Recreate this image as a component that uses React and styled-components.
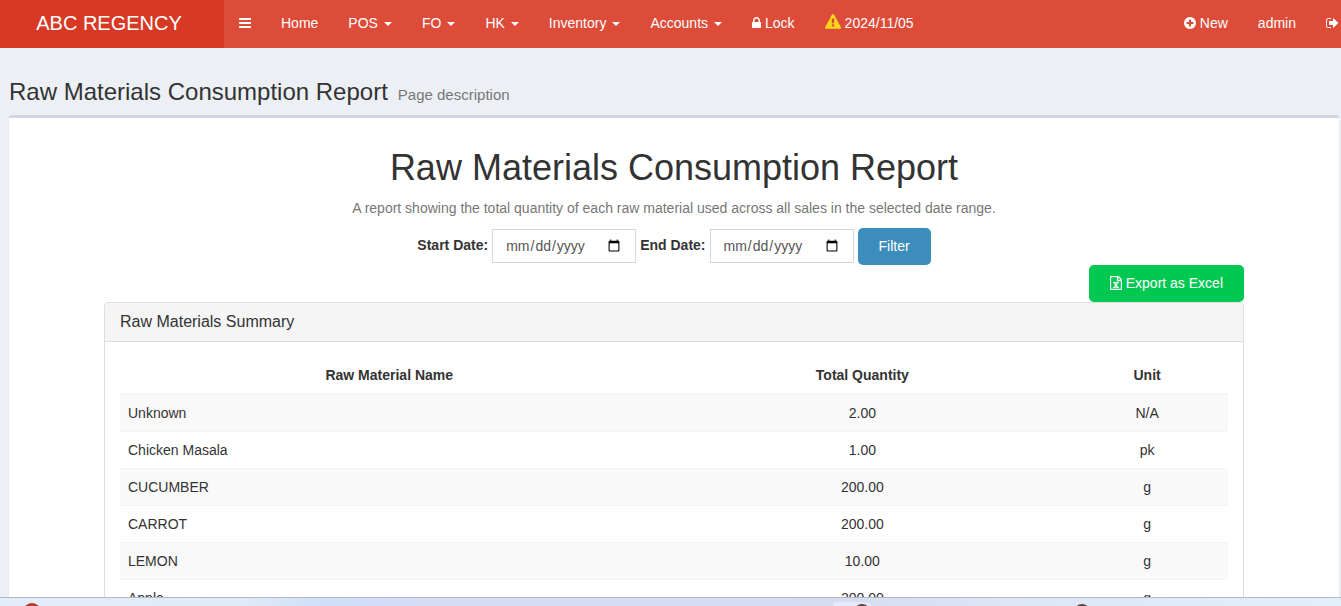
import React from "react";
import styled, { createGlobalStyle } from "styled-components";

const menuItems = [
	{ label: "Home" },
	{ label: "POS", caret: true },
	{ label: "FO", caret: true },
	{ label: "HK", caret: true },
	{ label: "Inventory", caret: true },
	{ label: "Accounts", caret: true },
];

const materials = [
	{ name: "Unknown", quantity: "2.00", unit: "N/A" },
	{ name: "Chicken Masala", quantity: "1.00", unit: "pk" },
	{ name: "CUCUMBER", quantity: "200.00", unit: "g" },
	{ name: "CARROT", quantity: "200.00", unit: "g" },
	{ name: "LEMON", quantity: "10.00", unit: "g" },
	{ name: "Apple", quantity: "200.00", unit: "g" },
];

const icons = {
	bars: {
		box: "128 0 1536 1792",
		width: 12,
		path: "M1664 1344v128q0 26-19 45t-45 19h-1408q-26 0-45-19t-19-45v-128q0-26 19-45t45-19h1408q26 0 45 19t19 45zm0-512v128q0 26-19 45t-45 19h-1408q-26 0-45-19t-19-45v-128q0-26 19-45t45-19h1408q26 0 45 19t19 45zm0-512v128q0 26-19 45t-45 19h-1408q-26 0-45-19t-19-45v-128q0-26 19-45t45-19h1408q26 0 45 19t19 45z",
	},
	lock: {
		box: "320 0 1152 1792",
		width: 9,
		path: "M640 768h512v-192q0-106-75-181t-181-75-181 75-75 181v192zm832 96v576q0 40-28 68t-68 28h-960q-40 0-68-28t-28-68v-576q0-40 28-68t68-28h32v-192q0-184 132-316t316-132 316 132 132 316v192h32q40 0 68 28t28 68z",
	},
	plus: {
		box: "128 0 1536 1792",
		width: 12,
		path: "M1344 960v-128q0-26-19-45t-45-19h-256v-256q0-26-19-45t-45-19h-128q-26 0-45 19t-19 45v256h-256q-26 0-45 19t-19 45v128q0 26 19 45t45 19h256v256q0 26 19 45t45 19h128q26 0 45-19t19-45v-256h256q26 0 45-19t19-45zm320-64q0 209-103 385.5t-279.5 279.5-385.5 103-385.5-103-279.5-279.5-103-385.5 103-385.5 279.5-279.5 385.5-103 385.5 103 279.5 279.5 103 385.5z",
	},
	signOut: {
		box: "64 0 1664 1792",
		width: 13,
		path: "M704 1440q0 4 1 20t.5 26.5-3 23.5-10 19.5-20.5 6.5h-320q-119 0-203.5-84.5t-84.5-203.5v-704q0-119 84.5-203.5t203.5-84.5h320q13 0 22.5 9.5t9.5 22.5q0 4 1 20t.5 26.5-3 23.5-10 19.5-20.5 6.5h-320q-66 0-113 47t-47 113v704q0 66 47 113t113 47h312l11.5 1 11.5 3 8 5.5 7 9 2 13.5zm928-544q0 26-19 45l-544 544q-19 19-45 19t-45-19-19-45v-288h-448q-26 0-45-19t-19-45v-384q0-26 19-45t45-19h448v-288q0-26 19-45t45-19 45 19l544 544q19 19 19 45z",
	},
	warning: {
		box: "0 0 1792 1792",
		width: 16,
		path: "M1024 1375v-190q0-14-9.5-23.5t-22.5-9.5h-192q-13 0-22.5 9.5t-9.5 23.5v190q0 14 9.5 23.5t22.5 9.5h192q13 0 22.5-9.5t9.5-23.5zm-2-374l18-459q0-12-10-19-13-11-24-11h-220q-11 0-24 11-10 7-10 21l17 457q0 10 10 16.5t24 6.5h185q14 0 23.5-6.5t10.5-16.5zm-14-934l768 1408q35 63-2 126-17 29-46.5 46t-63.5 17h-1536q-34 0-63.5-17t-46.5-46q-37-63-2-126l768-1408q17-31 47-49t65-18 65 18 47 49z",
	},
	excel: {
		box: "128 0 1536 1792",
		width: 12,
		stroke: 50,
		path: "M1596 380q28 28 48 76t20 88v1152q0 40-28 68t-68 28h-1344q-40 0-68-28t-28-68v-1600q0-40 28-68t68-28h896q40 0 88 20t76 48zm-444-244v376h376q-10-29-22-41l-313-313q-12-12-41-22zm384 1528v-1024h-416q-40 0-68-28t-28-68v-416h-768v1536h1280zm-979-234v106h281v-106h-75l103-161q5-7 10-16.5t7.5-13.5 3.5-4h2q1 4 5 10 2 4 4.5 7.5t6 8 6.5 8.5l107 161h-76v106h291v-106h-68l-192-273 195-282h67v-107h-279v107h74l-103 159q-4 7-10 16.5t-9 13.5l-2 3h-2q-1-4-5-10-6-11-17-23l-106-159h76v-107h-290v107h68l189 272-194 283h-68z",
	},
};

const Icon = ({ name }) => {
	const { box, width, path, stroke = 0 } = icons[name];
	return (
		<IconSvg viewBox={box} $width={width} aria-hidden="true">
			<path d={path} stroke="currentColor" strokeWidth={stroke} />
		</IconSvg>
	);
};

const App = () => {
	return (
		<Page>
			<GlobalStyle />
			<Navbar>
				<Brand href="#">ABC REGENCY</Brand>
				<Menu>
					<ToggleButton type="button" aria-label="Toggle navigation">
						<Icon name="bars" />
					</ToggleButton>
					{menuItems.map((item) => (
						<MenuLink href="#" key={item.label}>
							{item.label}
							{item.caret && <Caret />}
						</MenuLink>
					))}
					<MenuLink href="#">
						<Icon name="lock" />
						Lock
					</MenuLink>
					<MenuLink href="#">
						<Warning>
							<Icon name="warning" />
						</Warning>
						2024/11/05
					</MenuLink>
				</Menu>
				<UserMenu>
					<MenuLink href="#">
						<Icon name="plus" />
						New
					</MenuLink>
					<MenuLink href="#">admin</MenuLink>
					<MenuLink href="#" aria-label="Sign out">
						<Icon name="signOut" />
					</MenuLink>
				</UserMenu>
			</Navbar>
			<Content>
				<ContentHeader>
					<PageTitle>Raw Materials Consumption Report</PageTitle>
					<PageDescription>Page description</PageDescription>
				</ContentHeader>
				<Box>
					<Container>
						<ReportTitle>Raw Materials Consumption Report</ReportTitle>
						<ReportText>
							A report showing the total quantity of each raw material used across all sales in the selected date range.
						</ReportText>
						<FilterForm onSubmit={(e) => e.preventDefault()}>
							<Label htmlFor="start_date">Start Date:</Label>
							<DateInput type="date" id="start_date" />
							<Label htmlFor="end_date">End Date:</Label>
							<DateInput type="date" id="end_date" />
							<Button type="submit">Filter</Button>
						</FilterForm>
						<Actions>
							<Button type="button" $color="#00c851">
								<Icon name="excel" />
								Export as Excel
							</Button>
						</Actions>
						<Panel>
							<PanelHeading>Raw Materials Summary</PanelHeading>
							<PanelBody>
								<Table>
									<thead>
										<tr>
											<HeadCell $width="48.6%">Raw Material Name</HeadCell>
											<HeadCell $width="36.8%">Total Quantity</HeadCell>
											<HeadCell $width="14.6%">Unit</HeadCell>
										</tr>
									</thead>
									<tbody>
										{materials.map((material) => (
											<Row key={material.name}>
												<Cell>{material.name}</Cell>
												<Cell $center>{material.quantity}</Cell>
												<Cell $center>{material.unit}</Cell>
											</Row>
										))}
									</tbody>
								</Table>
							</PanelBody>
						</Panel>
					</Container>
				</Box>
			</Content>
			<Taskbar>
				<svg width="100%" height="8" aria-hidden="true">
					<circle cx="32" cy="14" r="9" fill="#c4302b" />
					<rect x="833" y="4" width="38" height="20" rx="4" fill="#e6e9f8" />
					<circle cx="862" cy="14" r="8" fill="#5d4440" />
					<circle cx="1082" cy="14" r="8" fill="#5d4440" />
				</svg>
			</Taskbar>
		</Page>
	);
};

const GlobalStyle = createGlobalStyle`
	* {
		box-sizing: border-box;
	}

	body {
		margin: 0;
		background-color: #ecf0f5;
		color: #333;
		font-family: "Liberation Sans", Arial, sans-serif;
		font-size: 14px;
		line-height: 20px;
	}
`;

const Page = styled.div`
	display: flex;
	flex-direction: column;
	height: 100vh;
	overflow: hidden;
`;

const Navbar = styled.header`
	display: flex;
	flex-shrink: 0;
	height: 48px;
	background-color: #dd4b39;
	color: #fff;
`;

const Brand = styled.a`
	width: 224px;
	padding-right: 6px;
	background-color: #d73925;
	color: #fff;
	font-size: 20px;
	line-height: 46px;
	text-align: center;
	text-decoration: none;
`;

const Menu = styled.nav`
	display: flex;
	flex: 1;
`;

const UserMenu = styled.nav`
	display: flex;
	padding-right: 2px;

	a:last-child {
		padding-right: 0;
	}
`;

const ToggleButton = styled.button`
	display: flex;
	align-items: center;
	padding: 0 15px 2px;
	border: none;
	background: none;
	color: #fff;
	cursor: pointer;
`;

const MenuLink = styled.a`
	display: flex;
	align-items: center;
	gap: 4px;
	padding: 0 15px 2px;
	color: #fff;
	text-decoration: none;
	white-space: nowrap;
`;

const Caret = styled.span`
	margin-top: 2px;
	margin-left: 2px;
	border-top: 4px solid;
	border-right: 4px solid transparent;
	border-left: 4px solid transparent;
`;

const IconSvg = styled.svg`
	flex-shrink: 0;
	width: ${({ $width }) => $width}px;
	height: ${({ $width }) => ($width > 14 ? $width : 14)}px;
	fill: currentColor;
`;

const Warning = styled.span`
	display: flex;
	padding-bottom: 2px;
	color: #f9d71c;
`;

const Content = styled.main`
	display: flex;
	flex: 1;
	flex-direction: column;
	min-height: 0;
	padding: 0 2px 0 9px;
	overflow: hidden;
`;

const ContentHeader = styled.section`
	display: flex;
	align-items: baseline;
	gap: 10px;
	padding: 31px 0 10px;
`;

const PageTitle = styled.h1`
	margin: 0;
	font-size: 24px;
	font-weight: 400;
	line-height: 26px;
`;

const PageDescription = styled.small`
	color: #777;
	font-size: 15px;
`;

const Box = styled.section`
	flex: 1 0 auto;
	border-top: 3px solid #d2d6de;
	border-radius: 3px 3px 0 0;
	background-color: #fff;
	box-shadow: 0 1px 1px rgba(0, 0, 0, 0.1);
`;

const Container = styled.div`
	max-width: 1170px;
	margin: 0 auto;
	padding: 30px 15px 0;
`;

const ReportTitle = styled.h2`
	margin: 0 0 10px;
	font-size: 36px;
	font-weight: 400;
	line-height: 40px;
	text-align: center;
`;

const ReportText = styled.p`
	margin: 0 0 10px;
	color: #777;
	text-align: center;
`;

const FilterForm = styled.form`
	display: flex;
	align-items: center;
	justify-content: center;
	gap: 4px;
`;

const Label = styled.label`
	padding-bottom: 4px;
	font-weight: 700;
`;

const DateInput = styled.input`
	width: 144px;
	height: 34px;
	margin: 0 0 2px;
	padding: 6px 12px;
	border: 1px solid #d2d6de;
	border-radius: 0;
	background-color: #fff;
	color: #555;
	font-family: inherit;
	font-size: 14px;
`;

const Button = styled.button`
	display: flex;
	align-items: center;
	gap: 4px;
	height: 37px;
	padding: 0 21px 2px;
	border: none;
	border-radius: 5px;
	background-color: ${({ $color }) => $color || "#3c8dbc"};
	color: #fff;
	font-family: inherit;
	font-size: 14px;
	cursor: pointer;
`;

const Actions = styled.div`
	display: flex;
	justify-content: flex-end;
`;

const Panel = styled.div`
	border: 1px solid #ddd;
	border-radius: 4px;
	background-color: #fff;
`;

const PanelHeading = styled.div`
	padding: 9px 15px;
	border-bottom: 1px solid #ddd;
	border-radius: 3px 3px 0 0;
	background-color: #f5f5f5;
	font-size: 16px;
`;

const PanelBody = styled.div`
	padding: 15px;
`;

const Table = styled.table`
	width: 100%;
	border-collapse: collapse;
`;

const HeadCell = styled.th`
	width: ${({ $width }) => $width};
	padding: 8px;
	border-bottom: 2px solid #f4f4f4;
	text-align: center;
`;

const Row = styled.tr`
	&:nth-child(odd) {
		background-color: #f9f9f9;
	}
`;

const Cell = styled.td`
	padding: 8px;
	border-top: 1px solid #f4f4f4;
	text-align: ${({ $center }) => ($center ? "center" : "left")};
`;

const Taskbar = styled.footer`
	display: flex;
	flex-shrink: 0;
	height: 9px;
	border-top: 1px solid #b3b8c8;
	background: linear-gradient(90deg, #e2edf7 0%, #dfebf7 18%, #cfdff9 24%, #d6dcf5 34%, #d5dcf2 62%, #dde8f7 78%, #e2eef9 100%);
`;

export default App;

▶ [Task statement] Wherever a line in the data above holds "components", copy that line.

▶ [Solution]
Recreate this image as a component that uses React and styled-components.
import styled, { createGlobalStyle } from "styled-components";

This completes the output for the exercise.